DATASET EXCERPTS:
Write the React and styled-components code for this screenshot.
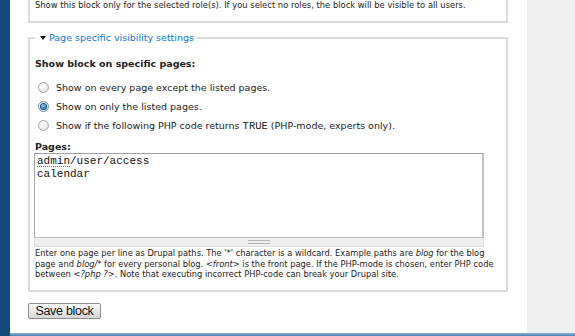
import React from "react";
import styled, { createGlobalStyle } from "styled-components";

const GlobalStyle = createGlobalStyle`
  html, body {
    margin: 0;
    padding: 0;
    background: #fff;
  }
  body {
    font-family: "DejaVu Sans", Verdana, sans-serif;
    color: #222;
  }
`;

const Page = styled.div`
  width: 575px;
  height: 336px;
  overflow: hidden;
  display: flex;
`;

const LeftBar = styled.div`
  width: 10px;
  background: #174a7c;
`;

const Column = styled.div`
  flex: 1;
  display: flex;
  flex-direction: column;
`;

const Body = styled.div`
  flex: 1;
  display: flex;
  min-height: 0;
`;

const Main = styled.div`
  width: 517px;
  padding-left: 18px;
  box-sizing: border-box;
  background: #fff;
`;

const Side = styled.div`
  flex: 1;
  background: #eeeeee;
`;

const BottomStrip = styled.div`
  height: 3px;
  background: linear-gradient(#8cb0d4, #4c7eae);
`;

const CutFieldset = styled.div`
  width: 480px;
  height: 23px;
  box-sizing: border-box;
  border: 2px solid #dadada;
  border-top: none;
  padding-left: 5px;
  font-size: 8.4px;
  line-height: 10px;
  white-space: nowrap;
`;

const Fieldset = styled.fieldset`
  width: 480px;
  box-sizing: border-box;
  margin: 9px 0 0;
  padding: 0 5px 10px;
  border: 2px solid #dadada;
  min-width: 0;
`;

const Legend = styled.legend`
  padding: 0 3px 0 5px;
  font-size: 9.5px;
  line-height: 12px;
  color: #0b7ad0;
  display: flex;
  align-items: center;
  gap: 3px;
`;

const Arrow = styled.span`
  width: 0;
  height: 0;
  border-left: 3px solid transparent;
  border-right: 3px solid transparent;
  border-top: 4px solid #111;
`;

const Heading = styled.div`
  margin-top: 13px;
  font-size: 9.5px;
  font-weight: bold;
  line-height: 14px;
`;

const RadioList = styled.div`
  margin-top: 7px;
  display: flex;
  flex-direction: column;
`;

const RadioRow = styled.label`
  height: 19px;
  display: flex;
  align-items: center;
  padding-left: 3px;
  gap: 7px;
  font-size: 9.5px;
  white-space: nowrap;
`;

const Radio = styled.span`
  width: 11px;
  height: 11px;
  box-sizing: border-box;
  border-radius: 50%;
  border: 1px solid ${(p) => (p.$checked ? "#6f8aa4" : "#a8a8a8")};
  background: radial-gradient(circle at 40% 35%, #ffffff 0%, #f2f2f2 40%, #d4d4d4 100%);
  display: flex;
  align-items: center;
  justify-content: center;

  &::after {
    content: "";
    display: ${(p) => (p.$checked ? "block" : "none")};
    width: 5px;
    height: 5px;
    border-radius: 50%;
    background: radial-gradient(circle at 40% 35%, #9fd4f6 0%, #2a86d0 55%, #0c4f8c 100%);
    box-shadow: 0 0 0 1px #1f4f7a;
  }
`;

const Code = styled.code`
  font-family: "Liberation Mono", "Courier New", monospace;
  font-size: 10.5px;
`;

const Label = styled.div`
  margin-top: 5px;
  font-size: 9.5px;
  font-weight: bold;
  line-height: 13px;
`;

const TextBox = styled.div`
  margin-left: -1px;
  width: 450px;
  height: 85px;
  box-sizing: border-box;
  border: 1px solid #bdbdbd;
  border-top-color: #a0a0a0;
  border-left-color: #a8a8a8;
  border-right: 2px solid #c4c4c4;
  padding: 1px 2px;
  font-family: "Liberation Mono", "Courier New", monospace;
  font-size: 11px;
  line-height: 13px;
  color: #111;
`;

const Misspelled = styled.span`
  text-decoration: underline dotted #e04040;
  text-decoration-thickness: 1px;
  text-underline-offset: 2px;
`;

const Grippie = styled.div`
  margin-left: -1px;
  width: 450px;
  height: 9px;
  box-sizing: border-box;
  background: #eeeeee;
  border: 1px solid #dddddd;
  border-top: none;
  display: flex;
  justify-content: center;
  align-items: center;
`;

const Grip = styled.span`
  width: 22px;
  height: 4px;
  border-top: 1px solid #b5b5b5;
  border-bottom: 1px solid #b5b5b5;
  box-sizing: border-box;
`;

const Description = styled.div`
  margin-top: 1px;
  font-size: 8.3px;
  line-height: 10.5px;
  white-space: nowrap;
  color: #222;
`;

const SaveButton = styled.button`
  margin-top: 11px;
  width: 73px;
  height: 16px;
  padding: 0;
  box-sizing: border-box;
  border: 1px solid #8c8c8c;
  border-radius: 2px;
  background: linear-gradient(#fbfbfb, #e9e9e9 50%, #d6d6d6);
  font-family: "Liberation Sans", Arial, sans-serif;
  font-size: 12.5px;
  letter-spacing: -0.3px;
  line-height: 14px;
  color: #111;
`;

const options = [
  { text: "Show on every page except the listed pages.", checked: false },
  { text: "Show on only the listed pages.", checked: true },
  {
    text: (
      <>
        Show if the following PHP code returns <Code>TRUE</Code> (PHP-mode, experts only).
      </>
    ),
    checked: false,
  },
];

export default function App() {
  return (
    <Page>
      <GlobalStyle />
      <LeftBar />
      <Column>
        <Body>
          <Main>
            <CutFieldset>
              Show this block only for the selected role(s). If you select no roles, the block will be visible to all users.
            </CutFieldset>

            <Fieldset>
              <Legend>
                <Arrow />
                Page specific visibility settings
              </Legend>
              <Heading>Show block on specific pages:</Heading>
              <RadioList>
                {options.map((o, i) => (
                  <RadioRow key={i}>
                    <Radio $checked={o.checked} />
                    <span>{o.text}</span>
                  </RadioRow>
                ))}
              </RadioList>
              <Label>Pages:</Label>
              <TextBox>
                <div>
                  <Misspelled>admin</Misspelled>/user/access
                </div>
                <div>calendar</div>
              </TextBox>
              <Grippie>
                <Grip />
              </Grippie>
              <Description>
                Enter one page per line as Drupal paths. The '*' character is a wildcard. Example paths are <em>blog</em> for the blog
                <br />
                page and <em>blog/*</em> for every personal blog. <em>&lt;front&gt;</em> is the front page. If the PHP-mode is chosen, enter PHP code
                <br />
                between <em>&lt;?php ?&gt;</em>. Note that executing incorrect PHP-code can break your Drupal site.
              </Description>
            </Fieldset>

            <SaveButton>Save block</SaveButton>
          </Main>
          <Side />
        </Body>
        <BottomStrip />
      </Column>
    </Page>
  );
}
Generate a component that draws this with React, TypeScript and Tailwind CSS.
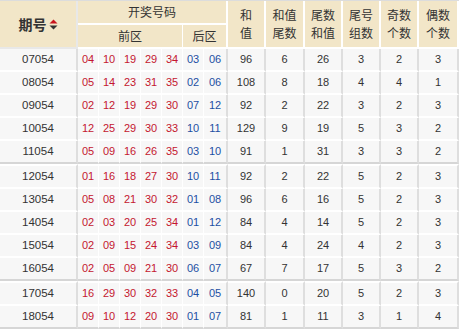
const rows: [string, string[], string[], (string | number)[]][] = [
  ["07054", ["04", "10", "19", "29", "34"], ["03", "06"], [96, 6, 26, 3, 2, 3]],
  ["08054", ["05", "14", "23", "31", "35"], ["02", "06"], [108, 8, 18, 4, 4, 1]],
  ["09054", ["02", "12", "19", "29", "30"], ["07", "12"], [92, 2, 22, 3, 2, 3]],
  ["10054", ["12", "25", "29", "30", "33"], ["10", "11"], [129, 9, 19, 5, 3, 2]],
  ["11054", ["05", "09", "16", "26", "35"], ["03", "10"], [91, 1, 31, 3, 3, 2]],
  ["12054", ["01", "16", "18", "27", "30"], ["10", "11"], [92, 2, 22, 5, 2, 3]],
  ["13054", ["05", "08", "21", "30", "32"], ["01", "08"], [96, 6, 16, 5, 2, 3]],
  ["14054", ["02", "03", "20", "25", "34"], ["01", "12"], [84, 4, 14, 5, 2, 3]],
  ["15054", ["02", "09", "15", "24", "34"], ["03", "09"], [84, 4, 24, 4, 2, 3]],
  ["16054", ["02", "05", "09", "21", "30"], ["06", "07"], [67, 7, 17, 5, 3, 2]],
  ["17054", ["16", "29", "30", "32", "33"], ["04", "05"], [140, 0, 20, 5, 2, 3]],
  ["18054", ["09", "10", "12", "20", "30"], ["01", "07"], [81, 1, 11, 3, 1, 4]],
];

// rows closing a group get a grey rule, rows opening one get extra white
const groupEnd = [4, 9, 11];
const groupStart = [5, 10];

const statHeads = [
  ["和", "值"],
  ["和值", "尾数"],
  ["尾数", "和值"],
  ["尾号", "组数"],
  ["奇数", "个数"],
  ["偶数", "个数"],
];

const SortIcon = () => (
  <svg width="9" height="11" viewBox="0 0 9 11" className="inline-block ml-[2px] -mt-[2px] align-middle">
    <path d="M4.5 0.5 L8.5 4.5 L0.5 4.5 Z" fill="#c8141e" />
    <path d="M0.5 6.5 L8.5 6.5 L4.5 10.5 Z" fill="#333333" />
  </svg>
);

export default function App() {
  return (
    <div className="w-[459px] h-[333px] bg-white border-t border-[#dcdcdc] overflow-hidden">
      <table
        className="table-fixed border-separate border-spacing-0 w-[459px] text-[#333]"
        style={{ fontFamily: '"Liberation Sans", "Noto Sans CJK SC", sans-serif' }}
      >
        <colgroup>
          <col className="w-[78px]" />
          <col className="w-[21px]" />
          <col className="w-[21px]" />
          <col className="w-[21px]" />
          <col className="w-[21px]" />
          <col className="w-[21px]" />
          <col className="w-[21px]" />
          <col className="w-[24px]" />
          <col className="w-[38px]" />
          <col className="w-[39px]" />
          <col className="w-[38px]" />
          <col className="w-[38px]" />
          <col className="w-[38px]" />
          <col className="w-[40px]" />
        </colgroup>
        <thead className="bg-[#f2e6c8]" style={{ fontFamily: '"Noto Sans CJK SC", sans-serif' }}>
          <tr className="h-[24px]">
            <th rowSpan={2} className="p-0 font-bold text-[14px] border-r-2 border-b-2 border-[#e8e8e8]">
              期号
              <SortIcon />
            </th>
            <th colSpan={7} className="p-0 font-normal text-[12px] border-r-2 border-b-2 border-white">
              开奖号码
            </th>
            {statHeads.map((h, i) => (
              <th key={i} rowSpan={2} className="p-0 font-normal text-[12px] border-r-2 border-b-2 border-white">
                <div className="leading-[18px]">{h[0]}</div>
                <div className="leading-[18px]">{h[1]}</div>
              </th>
            ))}
          </tr>
          <tr className="h-[24px]">
            <th colSpan={5} className="p-0 font-normal text-[12px] border-r border-b-2 border-white">
              前区
            </th>
            <th colSpan={2} className="p-0 font-normal text-[12px] border-r-2 border-b-2 border-white">
              后区
            </th>
          </tr>
        </thead>
        <tbody className="bg-[#f7f7f7] text-[11px]">
          {rows.map(([issue, front, back, stats], r) => {
            const end = groupEnd.includes(r);
            const start = groupStart.includes(r);
            const bb = end ? "border-b-2 border-b-[#d6d6d6]" : "border-b-2 border-b-white";
            const bt = start ? "border-t-2 border-t-white" : "";
            return (
              <tr key={issue} className={start ? "h-[25px]" : "h-[23px]"}>
                <td className={`p-0 text-center text-[11.5px] border-r-2 border-r-[#dedede] ${bb} ${bt}`}>{issue}</td>
                {front.map((n, i) => (
                  <td key={"f" + i} className={`p-0 text-center text-[#c4162f] border-r border-r-white ${bb} ${bt}`}>
                    {n}
                  </td>
                ))}
                {back.map((n, i) => (
                  <td
                    key={"b" + i}
                    className={`p-0 text-center text-[#1d4fa3] ${
                      i === 1 ? "border-r-2 border-r-[#dedede]" : "border-r border-r-white"
                    } ${bb} ${bt}`}
                  >
                    {n}
                  </td>
                ))}
                {stats.map((s, i) => (
                  <td key={"s" + i} className={`p-0 text-center border-r-2 border-r-[#dedede] ${bb} ${bt}`}>
                    {s}
                  </td>
                ))}
              </tr>
            );
          })}
        </tbody>
      </table>
    </div>
  );
}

TASK GOAL:
How many of the listing's lines contain "that"? Respond with a single number and nothing else.

RESULT OF THIS EXERCISE:
2